We’ll implement **BFS** (queue), **DFS** (recursion/stack), and an **advanced priority-queue** example using `heapq` for **Dijkstra**.


In [None]:
from collections import deque

def bfs(graph, start):
    visited = set([start])
    q = deque([start])
    order = []
    while q:
        node = q.popleft()
        order.append(node)
        for nei in graph.get(node, []):
            if nei not in visited:
                visited.add(nei)
                q.append(nei)
    return order

graph_unweighted = {
    'A': {'B', 'C'},
    'B': {'A', 'D', 'E'},
    'C': {'A', 'F'},
    'D': {'B'},
    'E': {'B', 'F'},
    'F': {'C', 'E'}
}

print("BFS order from A:", bfs(graph_unweighted, 'A'))


In [None]:
def dfs_recursive(graph, node, visited=None, order=None):
    if visited is None:
        visited, order = set(), []
    visited.add(node)
    order.append(node)
    for nei in graph.get(node, []):
        if nei not in visited:
            dfs_recursive(graph, nei, visited, order)
    return order

print("DFS recursive from A:", dfs_recursive(graph_unweighted, 'A'))


In [None]:
import heapq

def dijkstra(graph_w, start):
    # graph_w: dict[node] -> list[(neighbor, weight)]
    dist = {n: float('inf') for n in graph_w}
    dist[start] = 0.0
    pq = [(0.0, start)]
    while pq:
        d, u = heapq.heappop(pq)
        if d > dist[u]:  # stale entry
            continue
        for v, w in graph_w[u]:
            nd = d + w
            if nd < dist[v]:
                dist[v] = nd
                heapq.heappush(pq, (nd, v))
    return dist

graph_weighted = {
    'A': [('B', 2), ('C', 5)],
    'B': [('A', 2), ('D', 1), ('E', 3)],
    'C': [('A', 5), ('F', 2)],
    'D': [('B', 1)],
    'E': [('B', 3), ('F', 1)],
    'F': [('C', 2), ('E', 1)]
}

print("Dijkstra distances from A:", dijkstra(graph_weighted, 'A'))

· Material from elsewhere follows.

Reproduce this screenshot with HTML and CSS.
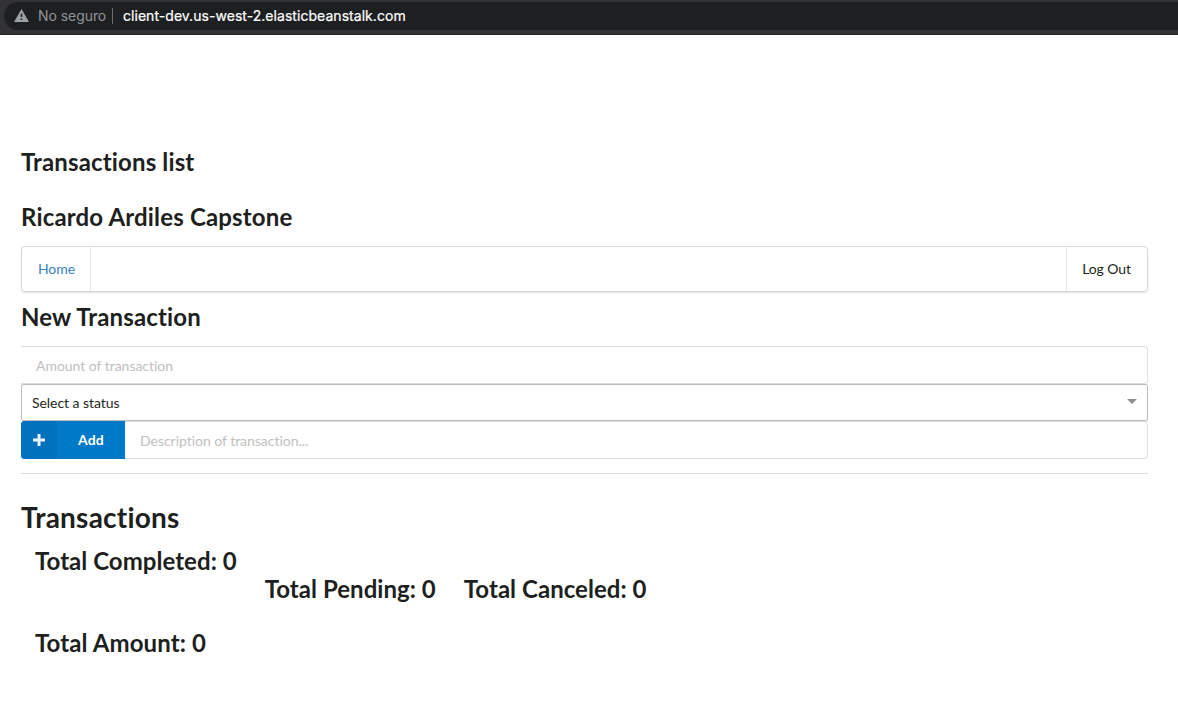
FILE: index.html
```html
<!DOCTYPE html>
<html lang="en">
<head>
<meta charset="utf-8">
<title>Transactions</title>
<link rel="stylesheet" href="styles.css">
</head>
<body>
<header class="browser-bar">
  <div class="address">
    <svg class="warning" viewBox="0 0 15 13"><path fill="#9aa0a6" fill-rule="evenodd" d="M7.5 0 15 13H0ZM6.7 4.8v3.2h1.6V4.8ZM6.7 9.5v1.5h1.6V9.5Z"/></svg>
    <span class="insecure">No seguro</span>
    <span class="separator"></span>
    <span class="url">client-dev.us-west-2.elasticbeanstalk.com</span>
  </div>
</header>
<main class="page">
  <h2 class="list-title">Transactions list</h2>
  <h2 class="owner">Ricardo Ardiles Capstone</h2>
  <nav class="menu"><a class="home">Home</a><a class="logout">Log Out</a></nav>
  <h2 class="new-title">New Transaction</h2>
  <div class="field amount">Amount of transaction</div>
  <div class="select"><span>Select a status</span><svg class="caret" viewBox="0 0 10 5"><path fill="#8d8d8d" d="M0 0h10L5 5z"/></svg></div>
  <div class="action">
    <button class="add"><span class="add-icon"><svg viewBox="0 0 12 12"><path d="M4.5 0h3v4.5H12v3H7.5V12h-3V7.5H0v-3h4.5z" fill="#e9f4fb"/></svg></span><span class="add-label">Add</span></button>
    <div class="field description">Description of transaction...</div>
  </div>
  <hr class="divider">
  <h1 class="heading">Transactions</h1>
  <section class="totals">
    <h2 class="completed">Total Completed: 0</h2>
    <h2 class="lower">Total Pending: 0</h2>
    <h2 class="lower">Total Canceled: 0</h2>
  </section>
  <h2 class="total-amount">Total Amount: 0</h2>
</main>
</body>
</html>
```
FILE: styles.css
```css
* { box-sizing: border-box; }
body { margin: 0; background: #fff; color: #1e1f20; font: 14px/20px Lato, sans-serif; font-variant-ligatures: none; letter-spacing: -.03px; }
h1, h2 { margin: 0; font-weight: 700; white-space: nowrap; }
h2 { font-size: 24px; line-height: 30px; letter-spacing: .14px; }
.browser-bar { height: 35px; background: #323236; border-bottom: 1px solid #242326; padding: 2px 0 0 4px; }
.address { height: 28px; background: #1e1f21; border-radius: 14px 0 0 14px; display: flex; align-items: center; padding-left: 10px; font: 14px/20px Inter, sans-serif; letter-spacing: 0; }
.warning { width: 15px; height: 13px; margin-bottom: 1px; }
.insecure { color: #8f9498; width: 68px; margin-left: 9px; white-space: nowrap; letter-spacing: -.06px; }
.separator { width: 1px; height: 16px; background: #6a6c70; margin: 0 10px 0 6px; }
.url { color: #fff; letter-spacing: .045px; -webkit-text-stroke: .2px #fff; }
.page { padding: 112px 30px 0 21px; }
.owner { margin-top: 25px; letter-spacing: .16px; }
.menu { height: 46px; margin-top: 14px; border: 1px solid #d9d9da; border-radius: 4px; box-shadow: 0 1px 2px rgba(34,36,38,.15); display: flex; justify-content: space-between; }
.menu a { display: flex; align-items: center; justify-content: center; }
.home { width: 69px; border-right: 1px solid #e6e6e6; color: #3580bf; padding-left: 1px; }
.logout { width: 81px; border-left: 1px solid #e6e6e6; letter-spacing: -.1px; padding-right: 1px; }
.new-title { margin-top: 10px; }
.field { height: 38px; border: 1px solid #dededf; border-left: 0; border-radius: 0 4px 4px 0; padding: 9px 15px; color: #c0c0c1; }
.amount { margin-top: 14px; }
.select { height: 37px; border: 1px solid #bcbcbc; border-radius: 2px; display: flex; align-items: center; justify-content: space-between; padding: 0 10px; letter-spacing: -.06px; }
.caret { width: 10px; height: 5px; margin-bottom: 2px; }
.action { display: flex; height: 38px; }
.add { width: 104px; padding: 0; border: 0; border-radius: 4px 0 0 4px; background: #0079c9; color: #fff; font: 700 14px/37px Lato, sans-serif; display: flex; }
.add-icon { width: 36px; height: 38px; background: #0072bd; display: flex; align-items: center; justify-content: center; border-radius: 4px 0 0 4px; }
.add-icon svg { width: 12px; height: 12px; }
.add-label { flex: 1; text-align: center; letter-spacing: .1px; }
.description { flex: 1; }
.divider { margin: 14px 0 0; border: 0; height: 1px; background: #dcdcdc; }
.heading { margin-top: 25px; font-size: 28px; line-height: 36px; letter-spacing: .22px; }
.totals { display: flex; height: 58px; margin: 11px 0 0 14px; gap: 28px; }
.totals h2 { letter-spacing: .04px; }
.lower { padding-top: 28px; }
.total-amount { margin: 24px 0 0 14px; letter-spacing: .1px; }
```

## 4. Advanced Usage Patterns

### 4.1 `itertools` power tools
- `permutations`, `combinations`, `accumulate`, `groupby`, `product`.


In [None]:
from itertools import permutations, combinations, accumulate, groupby, product

print("Permutations of [1,2,3] choose 2:", list(permutations([1,2,3], 2)))
print("Combinations of [1,2,3] choose 2:", list(combinations([1,2,3], 2)))
print("Accumulate [1,2,3,4]:", list(accumulate([1,2,3,4])))

data = sorted(["apple", "apricot", "banana", "blueberry", "cherry"], key=lambda x: x[0])
grouped = {k:list(g) for k,g in groupby(data, key=lambda x: x[0])}
print("Groupby by first letter:", grouped)

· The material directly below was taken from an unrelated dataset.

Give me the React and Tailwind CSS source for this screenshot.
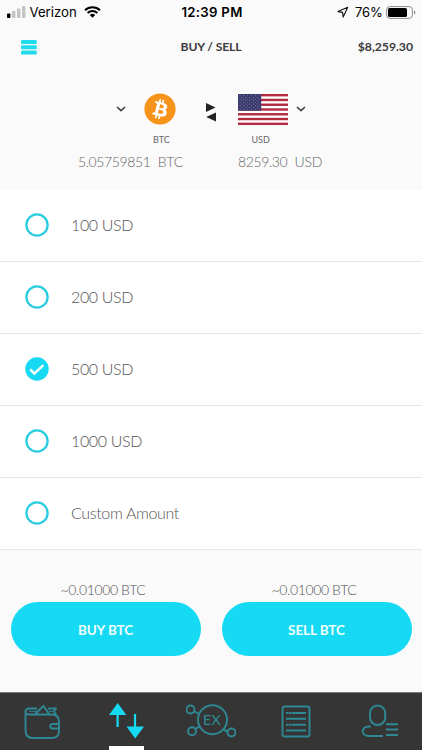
import React from "react";

const options = [
  { label: "100 USD" },
  { label: "200 USD" },
  { label: "500 USD", selected: true },
  { label: "1000 USD" },
  { label: "Custom Amount" },
];

function StatusBar() {
  return (
    <div className="flex h-6 items-center font-['Inter','Liberation_Sans',sans-serif] text-black">
      <div className="flex w-[142px] items-center pl-[7px]">
        <svg width="19" height="12" viewBox="0 0 19 12">
          <rect x="0" y="7.5" width="3.4" height="4.5" rx="0.8" fill="#000" />
          <rect x="5" y="5" width="3.4" height="7" rx="0.8" fill="#c4c4c4" />
          <rect x="10" y="2.5" width="3.4" height="9.5" rx="0.8" fill="#c4c4c4" />
          <rect x="15" y="0" width="3.4" height="12" rx="0.8" fill="#c4c4c4" />
        </svg>
        <span className="ml-[3.5px] w-[48px] whitespace-nowrap text-[13.2px] leading-6">Verizon</span>
        <svg className="ml-[6px]" width="17" height="12" viewBox="0 0 17 12">
          <path d="M1 4.2C5.3.2 11.7.2 16 4.2M3.6 7c2.8-2.6 7-2.6 9.8 0" fill="none" stroke="#000" strokeWidth="2" />
          <path d="M5.8 8.9c1.7-1.4 3.7-1.4 5.4 0L8.5 11.8z" fill="#000" />
        </svg>
      </div>
      <div className="w-[140px] text-center text-[13.2px] font-semibold leading-6 tracking-[0.3px]">12:39 PM</div>
      <div className="flex flex-1 items-center justify-end pr-[6px]">
        <svg width="12" height="12" viewBox="0 0 12 12">
          <path d="M10.7 1.2 1 5.6l4.6.8.6 4.7z" fill="none" stroke="#111" strokeWidth="1.1" strokeLinejoin="round" />
        </svg>
        <span className="ml-[6px] w-[28px] whitespace-nowrap text-[13px] leading-6 tracking-[-0.15px]">76%</span>
        <svg className="ml-[3px]" width="30" height="13" viewBox="0 0 30 13">
          <rect x="0.6" y="0.6" width="25.8" height="11.8" rx="3.2" fill="none" stroke="#8b8b8b" />
          <rect x="2" y="2" width="19" height="9" rx="1.6" fill="#000" />
          <path d="M28 4.5c1.8.5 1.8 3.5 0 4z" fill="#8b8b8b" />
        </svg>
      </div>
    </div>
  );
}

function Header() {
  return (
    <header className="grid h-[47px] grid-cols-[141px_140px_1fr] items-center text-[12.2px] font-bold text-[#3b3b3d]">
      <svg className="ml-[21px]" width="16" height="15" viewBox="0 0 16 15" fill="#20dced">
        <rect x="0" y="0" width="15.8" height="4" rx="1.2" />
        <rect x="0" y="5.3" width="15.8" height="4" rx="1.2" />
        <rect x="0" y="10.6" width="15.8" height="4" rx="1.2" />
      </svg>
      <h1 className="whitespace-nowrap text-center tracking-[-0.15px]">BUY / SELL</h1>
      <span className="pr-[9px] text-right">$8,259.30</span>
    </header>
  );
}

function Chevron() {
  return (
    <svg width="10" height="6" viewBox="0 0 10 6">
      <path d="m1 1 4 3.7L9 1" fill="none" stroke="#3f3f46" strokeWidth="1.6" />
    </svg>
  );
}

function Bitcoin() {
  return (
    <svg width="32" height="32" viewBox="0 0 32 32">
      <circle cx="16" cy="16" r="15.6" fill="#f7931a" />
      <path
        fill="#fff"
        d="M23.19 14.02c.31-2.1-1.28-3.22-3.47-3.98l.71-2.84-1.73-.43-.69 2.77c-.46-.11-.92-.22-1.39-.33l.7-2.79-1.73-.43-.71 2.84c-.38-.09-.75-.17-1.1-.26l-2.39-.6-.46 1.85s1.29.3 1.26.31c.7.18.83.64.81 1.01l-1.98 7.92c-.09.22-.31.54-.81.42.02.02-1.26-.32-1.26-.32l-.86 1.99 2.25.56c.42.11.83.22 1.23.32l-.72 2.88 1.73.43.71-2.85c.47.13.93.25 1.38.36l-.71 2.83 1.73.44.72-2.88c2.95.56 5.17.34 6.1-2.33.75-2.15-.04-3.39-1.59-4.2 1.13-.26 1.98-1 2.21-2.54zm-3.95 5.53c-.53 2.15-4.15.99-5.32.7l.95-3.81c1.17.29 4.93.87 4.37 3.11zm.54-5.56c-.49 1.96-3.5.96-4.48.72l.86-3.45c.98.24 4.13.7 3.62 2.73z"
      />
    </svg>
  );
}

const stripes = [0, 2, 4, 6, 8, 10, 12];
const starRows = [0, 1, 2, 3, 4, 5, 6, 7, 8];

function Flag() {
  return (
    <svg width="50" height="31" viewBox="0 0 50 31.2" preserveAspectRatio="none">
      <rect width="50" height="31.2" fill="#fff" />
      {stripes.map((n) => (
        <rect key={n} y={n * 2.4} width="50" height="2.4" fill="#b22a40" />
      ))}
      <rect width="23.2" height="16.8" fill="#3c3b6e" />
      {starRows.map((row) =>
        (row % 2 ? [0, 1, 2, 3, 4] : [0, 1, 2, 3, 4, 5]).map((col) => (
          <circle key={`${row}-${col}`} cx={2 + col * 3.8 + (row % 2 ? 1.9 : 0)} cy={1.6 + row * 1.7} r="0.42" fill="#b8b8d4" />
        ))
      )}
    </svg>
  );
}

function Exchange() {
  return (
    <section className="grid h-[119px] grid-cols-[200px_22px_200px] text-[#666]">
      <div className="flex flex-col">
        <div className="mt-[22px] flex h-8 items-center pl-[116px]">
          <Chevron />
          <span className="ml-[18px]"><Bitcoin /></span>
        </div>
        <span className="mt-[7px] pl-[153px] text-[9px] leading-4">BTC</span>
        <div className="mt-[4px] flex justify-between whitespace-nowrap pl-[78px] pr-[17px] text-[14px] font-light leading-5">
          <span className="tracking-[-0.4px]">5.05759851</span>
          <span className="tracking-[-0.1px]">BTC</span>
        </div>
      </div>
      <svg className="mt-[31px] ml-[6px]" width="11" height="20" viewBox="0 0 11 20" fill="#222">
        <path d="M0 1v9l9.5-4.5zM10 10.5v9L.2 15z" />
      </svg>
      <div className="flex flex-col">
        <div className="mt-[22px] flex h-8 items-center pl-[16px]">
          <Flag />
          <span className="ml-[8px] flex"><Chevron /></span>
        </div>
        <span className="mt-[7px] pl-[29.5px] text-[9px] leading-4">USD</span>
        <div className="mt-[4px] flex justify-between whitespace-nowrap pl-[16px] pr-[100px] text-[14px] font-light leading-5">
          <span className="tracking-[-0.4px]">8259.30</span>
          <span className="tracking-[-0.3px]">USD</span>
        </div>
      </div>
    </section>
  );
}

function Radio({ selected }) {
  return (
    <svg width="24" height="24" viewBox="0 0 24 24">
      {selected ? (
        <>
          <circle cx="12" cy="12" r="11.7" fill="#16d9f3" />
          <path d="m5.3 12.3 4 4.3 9-8.4" fill="none" stroke="#fff" strokeWidth="2.5" />
        </>
      ) : (
        <circle cx="12" cy="12" r="10.6" fill="none" stroke="#28cde0" strokeWidth="2.3" />
      )}
    </svg>
  );
}

function AmountList() {
  return (
    <ul className="h-[360px] bg-white">
      {options.map((option) => (
        <li key={option.label} className="flex h-[72px] items-center border-b border-[#e7e7e7] pb-px pl-[25px] text-[#555]">
          <Radio selected={option.selected} />
          <span className="ml-[22px] whitespace-nowrap pb-px text-[16px] font-light leading-6 tracking-[-0.4px] last:tracking-[-0.35px]">{option.label}</span>
        </li>
      ))}
    </ul>
  );
}

function Actions() {
  return (
    <section className="grid h-[142px] grid-cols-2 gap-[21px] px-[10.5px] pt-[29px] text-center">
      {["BUY BTC", "SELL BTC"].map((label) => (
        <div key={label}>
          <p className="h-[23px] pr-[5px] text-[14px] font-light leading-[21px] tracking-[-0.38px] text-[#555]">~0.01000 BTC</p>
          <button className="h-[54px] w-full rounded-full bg-[#16d9f3] pt-[2px] text-[13.5px] font-bold tracking-[-0.1px] text-[#f0fdff]">{label}</button>
        </div>
      ))}
    </section>
  );
}

function NavBar() {
  const muted = { fill: "none", stroke: "#2f8995", strokeWidth: 1.9, strokeLinejoin: "round" };
  return (
    <nav className="grid h-[58px] grid-cols-5 border-t border-[#777] bg-[#353535]">
      <div className="flex pl-[24px] pt-[11px]">
        <svg width="37" height="36" viewBox="0 0 37 36" {...muted}>
          <path d="M1.5 6v20c0 5 2.5 8 7 8h19c5 0 7.5-3 7.5-7V18c0-5-2.5-7.5-7-7.5H5C2.7 10.5 1.5 9 1.5 7.5S2.7 4.5 5 4.5h8M24 4.5h8l-2 3 2 3M10.5 10.5l9-8.5 6 8.5M35 20h-6.500c-3 0-3 4.500 0 4.500H35" />
          <path d="M5 7.300h8M25 7.300h4" strokeWidth="1" />
        </svg>
      </div>
      <div className="flex flex-col justify-between pl-[24.6px]">
        <svg className="mt-[9px]" width="35" height="37" viewBox="0 0 35 37">
          <path d="M8.600 12v13M26 12v13" stroke="#16d9f3" strokeWidth="2.200" />
          <path d="M8.700 1 17.300 13H0zM17.500 24.500H35L26.200 36.500z" fill="#16d9f3" />
        </svg>
        <div className="h-[4px] w-[35px] bg-white" />
      </div>
      <div className="flex pl-[17px] pt-[11px]">
        <svg width="50" height="35" viewBox="0 0 50 35" {...muted}>
          <circle cx="26.500" cy="15.700" r="14.500" />
          <circle cx="4.500" cy="5.500" r="4" />
          <circle cx="6" cy="27.300" r="4" />
          <circle cx="45.500" cy="28.500" r="4" />
          <path d="m8.200 7.500 5 2.500M9.500 25l5-3.200M37 25.500l5 2" />
          <text x="26" y="20.500" textAnchor="middle" fill="#2f8995" stroke="#2f8995" strokeWidth="0.15" className="font-['Lato',sans-serif] text-[14px] font-normal tracking-[0.5px]">EX</text>
        </svg>
      </div>
      <div className="flex pl-[28px] pt-[12px]">
        <svg width="30" height="33" viewBox="0 0 30 33" {...muted}>
          <rect x="1.500" y="1.500" width="27" height="30" rx="2" />
          <path d="M5 8h8M5 19.700h8" strokeDasharray="2.500 .5" />
          <path d="M13 8h12M5 13.800h20M13 19.700h12M5 25.500h20" />
        </svg>
      </div>
      <div className="flex pl-[23px] pt-[11px]">
        <svg width="38" height="34" viewBox="0 0 38 34" {...muted}>
          <rect x="9" y="1.500" width="15.200" height="19.500" rx="7.600" />
          <path d="M9.800 22.500H8c-8.500 0-8.500 9.500 0 9.500h14M25 20.200h12M25 25.500h12M25 31h12" />
        </svg>
      </div>
    </nav>
  );
}

export default function App() {
  return (
    <main className="flex h-[750px] w-[422px] flex-col overflow-hidden bg-[#fafafa] font-['Lato','Liberation_Sans',sans-serif]">
      <StatusBar />
      <Header />
      <Exchange />
      <AmountList />
      <Actions />
      <NavBar />
    </main>
  );
}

print("Product of [0,1] x ['a','b']:", list(product([0,1], ['a','b'])))


### 4.2 Generators & coroutines
Generators are lazy: they yield values one by one. Use `yield from` to delegate.


In [None]:
def count_up_to(n):
    i = 1
    while i <= n:
        yield i
        i += 1

def first_n_squares(n):
    for i in range(1, n+1):
        yield i*i

def squares_via_delegate(n):
    # delegate to another generator with 'yield from'
    yield from first_n_squares(n)

print("First 5 via generator:", list(count_up_to(5)))
print("Squares via delegation:", list(squares_via_delegate(5)))


### 4.3 Context managers
Use `with` to guarantee cleanup. Write your own with `contextlib`.


In [None]:
from contextlib import contextmanager

@contextmanager
def open_file(name, mode):
    f = open(name, mode, encoding='utf-8')
    try:
        yield f
    finally:
        f.close()

with open_file("demo_temp.txt", "w") as f:
    _ = f.write("Hello, context manager!")
with open_file("demo_temp.txt", "r") as f:
    print("File says:", f.read())


### 4.4 Memoization & typing
`functools.lru_cache` adds transparent caching to pure functions.  
Type hints help document and validate contracts (use `mypy` separately in your environment).


In [None]:
from functools import lru_cache
from typing import List

@lru_cache(maxsize=None)
def fib(n: int) -> int:
    if n < 2:
        return n
    return fib(n-1) + fib(n-2)

def average(nums: List[int]) -> float:
    return sum(nums) / len(nums) if nums else float('nan')

print("fib(10):", fib(10))
print("average([1,2,3,4]):", average([1,2,3,4]))


## 5. Wrap-up
You’ve reviewed:
- Internals of key containers (list, set, tuple, dict) and their performance trade-offs.
- Python “oaths”: Zen, identity vs equality, mutability pitfalls, and GC basics.
- BFS/DFS plus Dijkstra using `heapq`.
- Advanced patterns with `itertools`, generators, context managers, memoization, and typing.

**Suggested follow-ups:**
- Explore `collections` (`deque`, `UserDict`, `UserList`), `concurrent.futures`, `asyncio`.
- Try profiling with `timeit`, `cProfile`, `line_profiler` to guide optimizations.